*Description of the task*
What is to be printed is the span of lines starting at the one containing "Clone this screenshot" and ending at the one containing "import clsx from 'clsx';", reproduced exactly with pictures left out.
----- Exercise inputs -----
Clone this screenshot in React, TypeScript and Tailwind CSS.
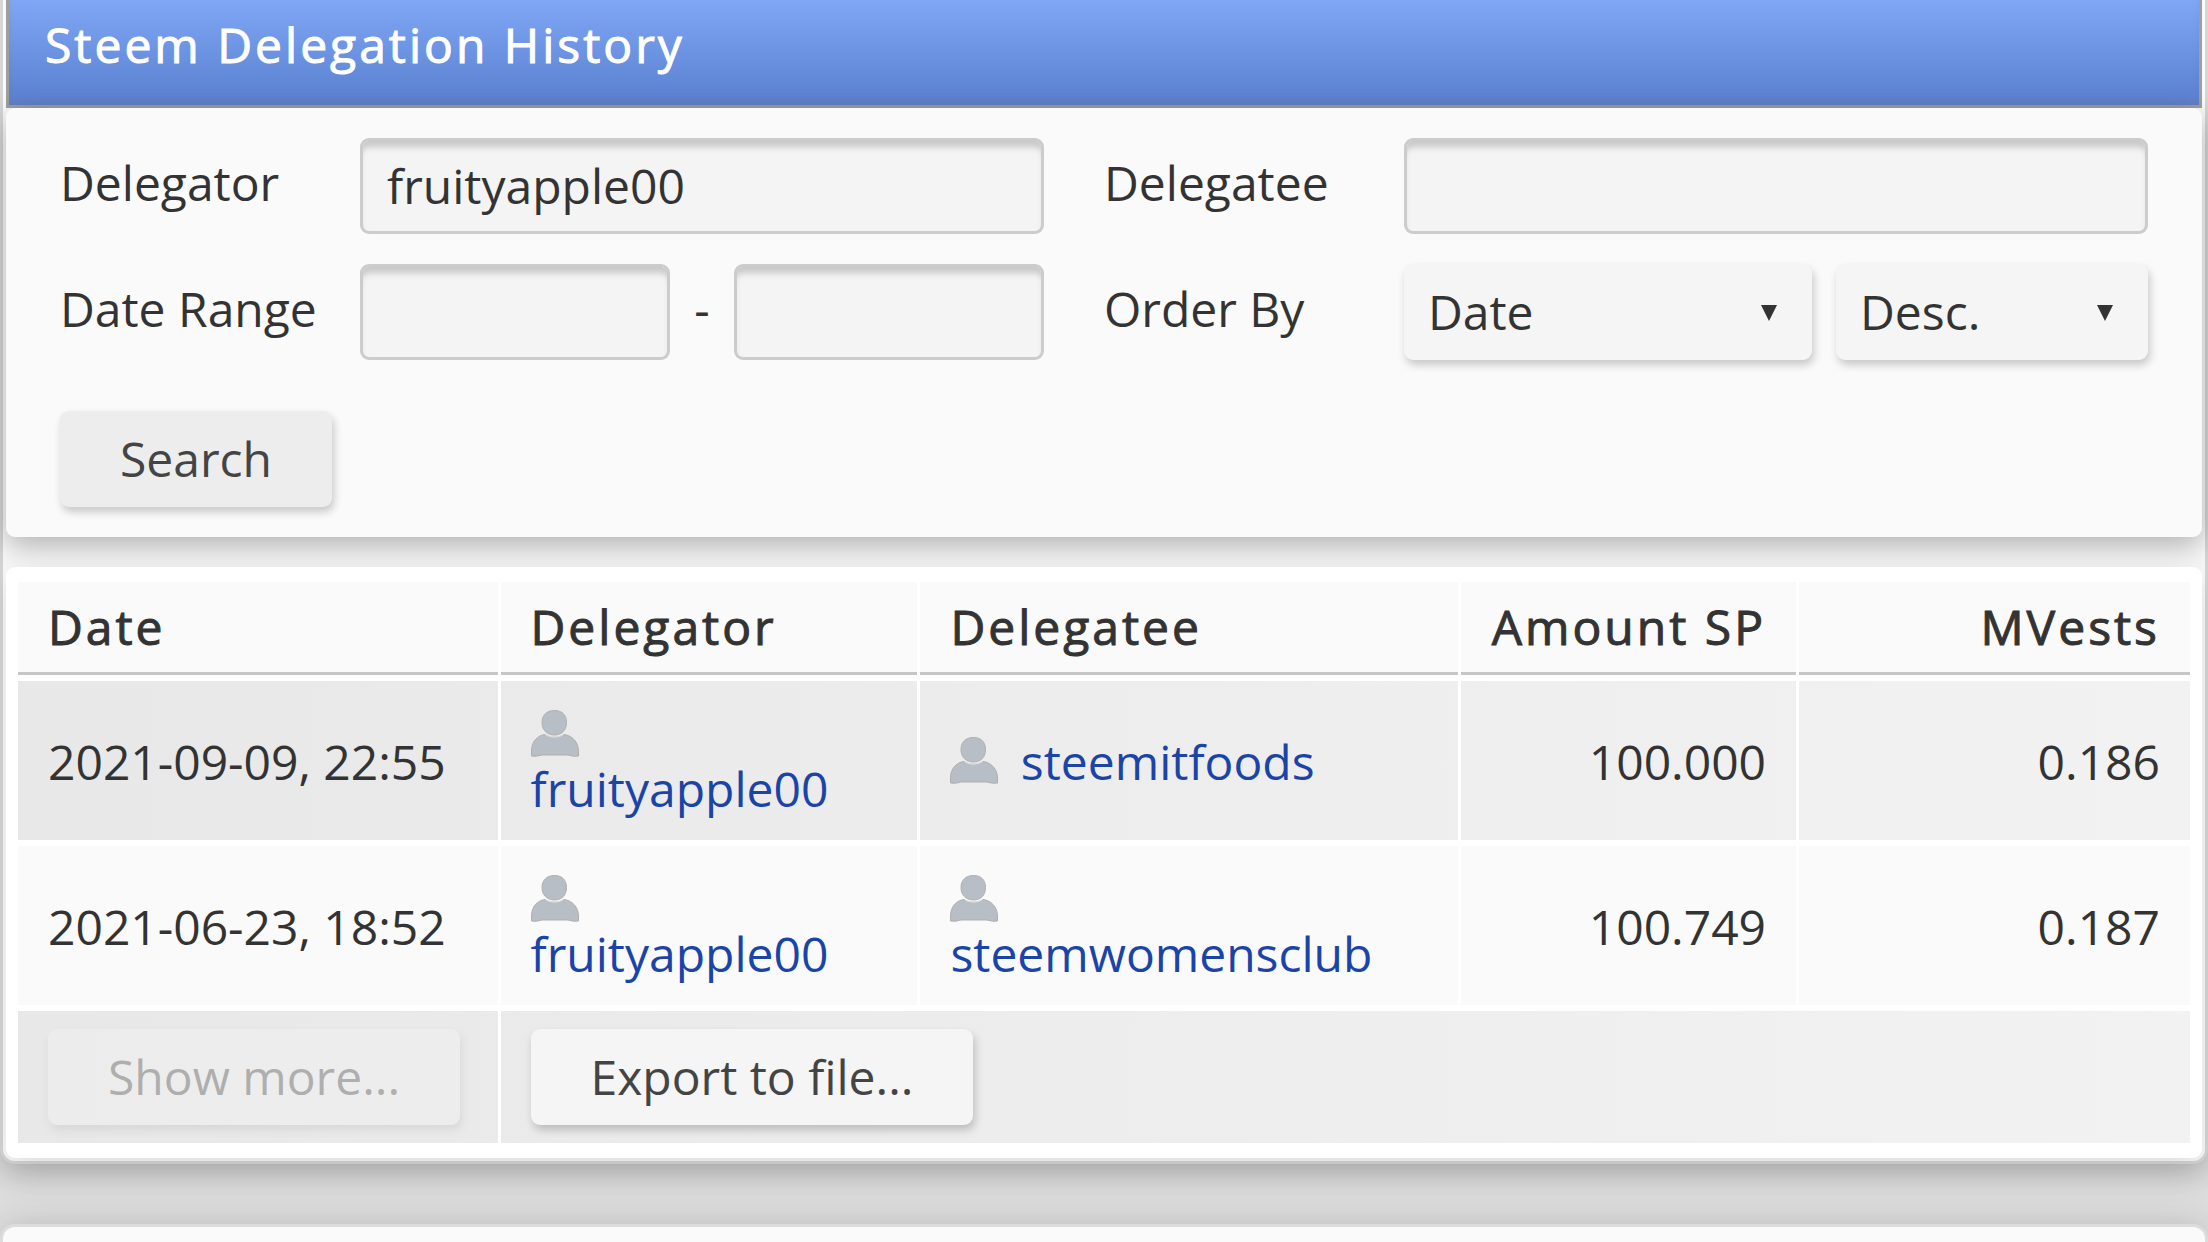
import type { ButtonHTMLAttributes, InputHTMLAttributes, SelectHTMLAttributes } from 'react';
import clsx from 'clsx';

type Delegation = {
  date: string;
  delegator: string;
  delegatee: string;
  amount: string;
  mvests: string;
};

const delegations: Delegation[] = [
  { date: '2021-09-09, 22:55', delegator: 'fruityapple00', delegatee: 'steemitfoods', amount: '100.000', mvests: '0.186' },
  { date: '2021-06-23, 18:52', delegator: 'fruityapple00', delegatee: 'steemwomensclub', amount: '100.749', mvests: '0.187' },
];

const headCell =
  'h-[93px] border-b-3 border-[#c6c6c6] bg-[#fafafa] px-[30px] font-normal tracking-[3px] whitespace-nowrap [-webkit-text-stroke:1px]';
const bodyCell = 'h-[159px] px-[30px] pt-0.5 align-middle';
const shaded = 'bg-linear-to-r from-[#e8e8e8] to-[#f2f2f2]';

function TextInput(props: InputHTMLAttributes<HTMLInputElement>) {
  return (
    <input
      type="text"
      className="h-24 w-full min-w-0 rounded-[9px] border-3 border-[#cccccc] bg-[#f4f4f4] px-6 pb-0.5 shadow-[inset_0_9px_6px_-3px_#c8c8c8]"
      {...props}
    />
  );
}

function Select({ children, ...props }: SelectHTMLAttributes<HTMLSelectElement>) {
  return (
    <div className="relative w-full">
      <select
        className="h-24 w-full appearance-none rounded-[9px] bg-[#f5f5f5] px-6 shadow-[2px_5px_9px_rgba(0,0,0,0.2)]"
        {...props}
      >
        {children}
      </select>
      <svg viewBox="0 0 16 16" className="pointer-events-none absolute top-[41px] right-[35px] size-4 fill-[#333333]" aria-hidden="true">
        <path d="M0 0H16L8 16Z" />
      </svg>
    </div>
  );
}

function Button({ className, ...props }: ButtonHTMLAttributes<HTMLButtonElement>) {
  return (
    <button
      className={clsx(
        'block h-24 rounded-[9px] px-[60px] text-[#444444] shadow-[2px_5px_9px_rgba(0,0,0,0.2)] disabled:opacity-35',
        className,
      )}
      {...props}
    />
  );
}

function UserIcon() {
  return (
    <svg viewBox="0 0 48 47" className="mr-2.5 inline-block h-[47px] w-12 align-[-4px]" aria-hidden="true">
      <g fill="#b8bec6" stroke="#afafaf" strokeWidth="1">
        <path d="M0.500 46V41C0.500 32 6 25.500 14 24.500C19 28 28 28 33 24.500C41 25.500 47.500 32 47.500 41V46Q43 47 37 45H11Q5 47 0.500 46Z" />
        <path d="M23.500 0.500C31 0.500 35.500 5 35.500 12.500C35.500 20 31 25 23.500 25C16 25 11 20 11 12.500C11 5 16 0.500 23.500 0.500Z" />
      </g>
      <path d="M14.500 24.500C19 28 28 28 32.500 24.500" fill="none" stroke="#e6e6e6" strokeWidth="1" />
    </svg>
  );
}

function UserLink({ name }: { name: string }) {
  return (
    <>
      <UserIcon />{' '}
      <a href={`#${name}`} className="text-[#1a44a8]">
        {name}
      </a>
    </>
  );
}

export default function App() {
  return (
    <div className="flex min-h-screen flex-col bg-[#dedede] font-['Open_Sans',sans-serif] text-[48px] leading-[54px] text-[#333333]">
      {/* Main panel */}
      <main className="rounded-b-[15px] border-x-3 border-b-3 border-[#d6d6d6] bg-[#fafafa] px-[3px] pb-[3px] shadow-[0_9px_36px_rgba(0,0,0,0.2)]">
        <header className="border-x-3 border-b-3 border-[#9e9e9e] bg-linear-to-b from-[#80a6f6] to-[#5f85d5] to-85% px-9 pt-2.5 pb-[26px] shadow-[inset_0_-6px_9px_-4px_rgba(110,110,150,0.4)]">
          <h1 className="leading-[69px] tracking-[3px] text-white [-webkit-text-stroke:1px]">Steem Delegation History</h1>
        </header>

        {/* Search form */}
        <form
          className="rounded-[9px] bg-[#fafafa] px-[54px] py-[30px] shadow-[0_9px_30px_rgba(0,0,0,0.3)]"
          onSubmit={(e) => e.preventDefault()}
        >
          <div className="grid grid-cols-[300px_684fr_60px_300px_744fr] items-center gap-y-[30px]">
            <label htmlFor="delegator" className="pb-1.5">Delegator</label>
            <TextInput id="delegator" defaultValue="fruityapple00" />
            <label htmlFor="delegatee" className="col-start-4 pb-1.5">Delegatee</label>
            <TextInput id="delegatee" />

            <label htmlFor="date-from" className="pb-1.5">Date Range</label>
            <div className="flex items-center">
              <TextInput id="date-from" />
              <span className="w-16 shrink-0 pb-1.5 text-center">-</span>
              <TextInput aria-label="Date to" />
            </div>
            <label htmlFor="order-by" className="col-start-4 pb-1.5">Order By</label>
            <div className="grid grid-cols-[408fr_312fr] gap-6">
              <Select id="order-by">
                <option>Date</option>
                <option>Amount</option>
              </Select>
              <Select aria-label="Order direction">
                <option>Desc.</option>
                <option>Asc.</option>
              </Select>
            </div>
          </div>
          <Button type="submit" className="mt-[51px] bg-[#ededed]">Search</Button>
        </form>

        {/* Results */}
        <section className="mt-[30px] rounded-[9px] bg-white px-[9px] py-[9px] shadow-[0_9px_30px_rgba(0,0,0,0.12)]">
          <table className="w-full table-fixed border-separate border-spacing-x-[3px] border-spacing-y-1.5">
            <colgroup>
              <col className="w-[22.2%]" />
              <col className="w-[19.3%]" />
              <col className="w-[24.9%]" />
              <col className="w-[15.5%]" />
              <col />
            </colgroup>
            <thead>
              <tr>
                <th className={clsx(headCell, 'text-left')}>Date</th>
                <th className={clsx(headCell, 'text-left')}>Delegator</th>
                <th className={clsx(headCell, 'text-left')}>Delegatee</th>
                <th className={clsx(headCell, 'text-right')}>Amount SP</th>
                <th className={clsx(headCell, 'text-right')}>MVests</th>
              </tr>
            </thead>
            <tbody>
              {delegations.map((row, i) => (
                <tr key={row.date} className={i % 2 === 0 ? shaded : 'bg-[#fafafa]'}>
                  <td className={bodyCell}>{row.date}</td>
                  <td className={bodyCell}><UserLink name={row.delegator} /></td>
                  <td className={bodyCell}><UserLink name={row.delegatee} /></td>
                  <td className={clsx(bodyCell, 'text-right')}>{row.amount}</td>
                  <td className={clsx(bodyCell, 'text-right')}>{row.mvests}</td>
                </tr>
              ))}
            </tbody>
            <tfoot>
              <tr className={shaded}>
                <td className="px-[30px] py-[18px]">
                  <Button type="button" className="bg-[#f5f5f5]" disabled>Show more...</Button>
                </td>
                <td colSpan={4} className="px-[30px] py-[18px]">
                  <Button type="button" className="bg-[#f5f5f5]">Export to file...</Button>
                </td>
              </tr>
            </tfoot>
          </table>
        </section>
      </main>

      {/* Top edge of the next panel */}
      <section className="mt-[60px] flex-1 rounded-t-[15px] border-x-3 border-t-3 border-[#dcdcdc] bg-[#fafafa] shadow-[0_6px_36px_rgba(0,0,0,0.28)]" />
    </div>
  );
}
-----
----- Exercise inputs -----
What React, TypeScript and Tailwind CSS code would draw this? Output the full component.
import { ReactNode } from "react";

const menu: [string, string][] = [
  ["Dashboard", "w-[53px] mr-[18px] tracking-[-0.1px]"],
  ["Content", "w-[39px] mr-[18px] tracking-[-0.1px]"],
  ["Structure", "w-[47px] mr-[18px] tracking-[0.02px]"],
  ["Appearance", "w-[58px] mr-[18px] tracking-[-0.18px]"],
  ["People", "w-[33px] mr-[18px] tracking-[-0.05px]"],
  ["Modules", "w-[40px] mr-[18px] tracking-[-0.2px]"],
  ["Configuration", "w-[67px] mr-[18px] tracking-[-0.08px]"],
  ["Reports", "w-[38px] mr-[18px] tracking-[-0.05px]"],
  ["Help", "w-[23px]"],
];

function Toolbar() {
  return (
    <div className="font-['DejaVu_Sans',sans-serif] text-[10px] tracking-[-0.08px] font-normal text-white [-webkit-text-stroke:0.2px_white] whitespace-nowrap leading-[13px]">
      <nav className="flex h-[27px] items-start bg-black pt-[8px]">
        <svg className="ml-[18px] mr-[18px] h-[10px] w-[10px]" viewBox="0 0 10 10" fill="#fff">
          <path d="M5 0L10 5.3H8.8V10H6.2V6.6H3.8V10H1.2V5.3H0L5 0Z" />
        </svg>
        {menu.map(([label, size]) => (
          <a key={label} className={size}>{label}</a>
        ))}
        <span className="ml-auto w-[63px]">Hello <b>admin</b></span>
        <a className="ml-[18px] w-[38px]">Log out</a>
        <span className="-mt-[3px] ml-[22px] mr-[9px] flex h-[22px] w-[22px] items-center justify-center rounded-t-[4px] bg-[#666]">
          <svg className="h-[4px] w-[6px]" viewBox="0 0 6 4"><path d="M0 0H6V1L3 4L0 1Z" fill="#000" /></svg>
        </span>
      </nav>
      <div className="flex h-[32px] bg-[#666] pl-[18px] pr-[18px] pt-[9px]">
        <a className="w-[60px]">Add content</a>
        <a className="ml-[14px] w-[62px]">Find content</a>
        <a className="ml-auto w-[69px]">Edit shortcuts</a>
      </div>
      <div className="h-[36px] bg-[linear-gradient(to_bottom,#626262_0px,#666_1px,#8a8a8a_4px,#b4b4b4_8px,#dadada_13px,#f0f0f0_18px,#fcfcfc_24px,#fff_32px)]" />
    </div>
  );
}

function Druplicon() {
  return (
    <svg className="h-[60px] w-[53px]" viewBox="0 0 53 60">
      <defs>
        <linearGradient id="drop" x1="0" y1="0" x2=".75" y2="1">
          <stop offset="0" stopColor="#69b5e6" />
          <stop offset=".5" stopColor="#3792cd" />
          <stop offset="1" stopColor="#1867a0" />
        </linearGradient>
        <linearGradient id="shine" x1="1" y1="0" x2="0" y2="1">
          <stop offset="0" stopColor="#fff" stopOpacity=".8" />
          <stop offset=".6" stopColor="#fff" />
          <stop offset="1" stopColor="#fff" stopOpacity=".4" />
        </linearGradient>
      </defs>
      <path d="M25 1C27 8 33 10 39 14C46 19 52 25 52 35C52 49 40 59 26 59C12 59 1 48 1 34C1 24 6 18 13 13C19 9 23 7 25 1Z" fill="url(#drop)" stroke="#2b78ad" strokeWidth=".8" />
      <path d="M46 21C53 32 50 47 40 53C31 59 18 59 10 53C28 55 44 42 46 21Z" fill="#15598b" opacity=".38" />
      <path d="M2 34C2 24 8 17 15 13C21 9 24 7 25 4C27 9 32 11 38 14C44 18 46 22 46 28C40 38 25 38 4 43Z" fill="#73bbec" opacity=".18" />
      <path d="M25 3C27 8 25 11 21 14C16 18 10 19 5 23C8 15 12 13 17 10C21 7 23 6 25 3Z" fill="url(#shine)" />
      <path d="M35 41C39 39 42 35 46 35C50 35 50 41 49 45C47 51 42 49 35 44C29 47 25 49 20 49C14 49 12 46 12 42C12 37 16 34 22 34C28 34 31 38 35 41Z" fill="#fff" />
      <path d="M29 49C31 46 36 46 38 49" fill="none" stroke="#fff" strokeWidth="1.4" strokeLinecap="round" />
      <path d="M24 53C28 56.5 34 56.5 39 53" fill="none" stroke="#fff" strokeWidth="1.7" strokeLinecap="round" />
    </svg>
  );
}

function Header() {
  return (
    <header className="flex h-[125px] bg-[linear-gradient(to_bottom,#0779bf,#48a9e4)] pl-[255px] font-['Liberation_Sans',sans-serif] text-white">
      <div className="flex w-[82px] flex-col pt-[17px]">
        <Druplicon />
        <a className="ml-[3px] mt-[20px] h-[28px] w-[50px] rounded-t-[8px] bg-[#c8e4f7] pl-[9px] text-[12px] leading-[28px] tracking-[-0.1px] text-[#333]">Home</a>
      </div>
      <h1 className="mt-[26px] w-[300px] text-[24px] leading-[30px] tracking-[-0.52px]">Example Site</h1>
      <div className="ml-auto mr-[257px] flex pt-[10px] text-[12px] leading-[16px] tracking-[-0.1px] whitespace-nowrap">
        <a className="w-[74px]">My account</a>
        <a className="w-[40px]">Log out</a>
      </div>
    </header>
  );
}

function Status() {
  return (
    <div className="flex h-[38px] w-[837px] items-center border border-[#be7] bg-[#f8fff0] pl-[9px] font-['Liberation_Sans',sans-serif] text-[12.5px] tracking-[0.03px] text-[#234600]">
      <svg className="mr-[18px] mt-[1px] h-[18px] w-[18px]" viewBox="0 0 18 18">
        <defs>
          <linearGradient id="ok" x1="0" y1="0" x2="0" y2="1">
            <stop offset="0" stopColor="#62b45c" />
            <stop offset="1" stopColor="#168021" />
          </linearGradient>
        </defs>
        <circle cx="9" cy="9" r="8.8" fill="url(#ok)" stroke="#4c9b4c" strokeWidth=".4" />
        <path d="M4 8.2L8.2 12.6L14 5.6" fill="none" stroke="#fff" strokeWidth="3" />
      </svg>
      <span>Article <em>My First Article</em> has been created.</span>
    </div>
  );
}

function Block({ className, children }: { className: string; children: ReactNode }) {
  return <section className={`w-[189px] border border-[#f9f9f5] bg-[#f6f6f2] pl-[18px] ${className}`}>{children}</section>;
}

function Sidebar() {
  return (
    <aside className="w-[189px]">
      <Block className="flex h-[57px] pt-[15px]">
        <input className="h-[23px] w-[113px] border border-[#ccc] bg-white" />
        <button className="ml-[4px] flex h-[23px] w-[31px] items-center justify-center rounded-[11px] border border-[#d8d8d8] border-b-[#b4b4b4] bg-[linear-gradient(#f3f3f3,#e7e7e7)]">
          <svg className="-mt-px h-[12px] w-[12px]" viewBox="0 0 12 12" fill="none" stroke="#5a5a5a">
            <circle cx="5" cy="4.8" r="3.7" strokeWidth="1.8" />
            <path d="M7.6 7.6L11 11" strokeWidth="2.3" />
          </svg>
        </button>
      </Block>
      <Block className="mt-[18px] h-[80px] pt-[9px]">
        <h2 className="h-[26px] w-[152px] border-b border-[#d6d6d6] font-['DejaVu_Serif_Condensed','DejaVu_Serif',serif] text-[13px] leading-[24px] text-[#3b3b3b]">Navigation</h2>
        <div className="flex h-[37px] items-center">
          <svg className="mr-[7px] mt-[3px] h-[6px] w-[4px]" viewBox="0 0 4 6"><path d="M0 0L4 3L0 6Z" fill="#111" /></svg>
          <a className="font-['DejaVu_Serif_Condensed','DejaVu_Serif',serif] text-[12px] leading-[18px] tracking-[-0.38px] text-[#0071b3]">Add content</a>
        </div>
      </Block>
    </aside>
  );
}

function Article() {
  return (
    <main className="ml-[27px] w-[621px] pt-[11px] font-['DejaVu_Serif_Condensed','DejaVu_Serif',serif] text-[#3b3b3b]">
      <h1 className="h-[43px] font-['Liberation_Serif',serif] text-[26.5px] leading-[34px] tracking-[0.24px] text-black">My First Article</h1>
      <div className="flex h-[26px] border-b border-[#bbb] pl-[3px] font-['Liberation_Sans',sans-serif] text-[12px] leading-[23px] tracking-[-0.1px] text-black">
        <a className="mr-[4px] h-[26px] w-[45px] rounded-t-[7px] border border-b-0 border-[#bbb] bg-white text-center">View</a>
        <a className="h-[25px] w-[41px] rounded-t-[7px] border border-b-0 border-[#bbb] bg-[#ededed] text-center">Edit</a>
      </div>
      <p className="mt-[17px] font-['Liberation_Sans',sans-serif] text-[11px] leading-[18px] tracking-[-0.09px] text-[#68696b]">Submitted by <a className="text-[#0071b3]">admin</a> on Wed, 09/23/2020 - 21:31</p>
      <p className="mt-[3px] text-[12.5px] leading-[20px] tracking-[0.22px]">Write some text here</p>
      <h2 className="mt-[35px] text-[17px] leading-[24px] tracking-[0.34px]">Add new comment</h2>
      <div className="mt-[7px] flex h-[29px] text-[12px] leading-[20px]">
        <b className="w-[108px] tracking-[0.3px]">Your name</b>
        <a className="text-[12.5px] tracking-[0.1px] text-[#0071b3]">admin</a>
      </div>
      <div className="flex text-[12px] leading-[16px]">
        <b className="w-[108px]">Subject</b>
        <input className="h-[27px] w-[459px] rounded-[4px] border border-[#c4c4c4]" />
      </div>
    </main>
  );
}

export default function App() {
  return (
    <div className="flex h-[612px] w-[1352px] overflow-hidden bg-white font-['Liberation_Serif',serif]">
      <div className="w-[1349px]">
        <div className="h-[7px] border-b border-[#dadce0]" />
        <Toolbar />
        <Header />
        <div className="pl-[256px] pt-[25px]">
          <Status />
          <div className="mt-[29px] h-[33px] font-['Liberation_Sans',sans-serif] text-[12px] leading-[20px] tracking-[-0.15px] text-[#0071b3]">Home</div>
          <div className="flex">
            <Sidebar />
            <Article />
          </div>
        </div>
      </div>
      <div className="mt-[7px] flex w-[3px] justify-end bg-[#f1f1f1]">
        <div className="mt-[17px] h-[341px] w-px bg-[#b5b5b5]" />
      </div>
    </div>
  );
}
-----
*Task response*
Clone this screenshot in React, TypeScript and Tailwind CSS.
import type { ButtonHTMLAttributes, InputHTMLAttributes, SelectHTMLAttributes } from 'react';
import clsx from 'clsx';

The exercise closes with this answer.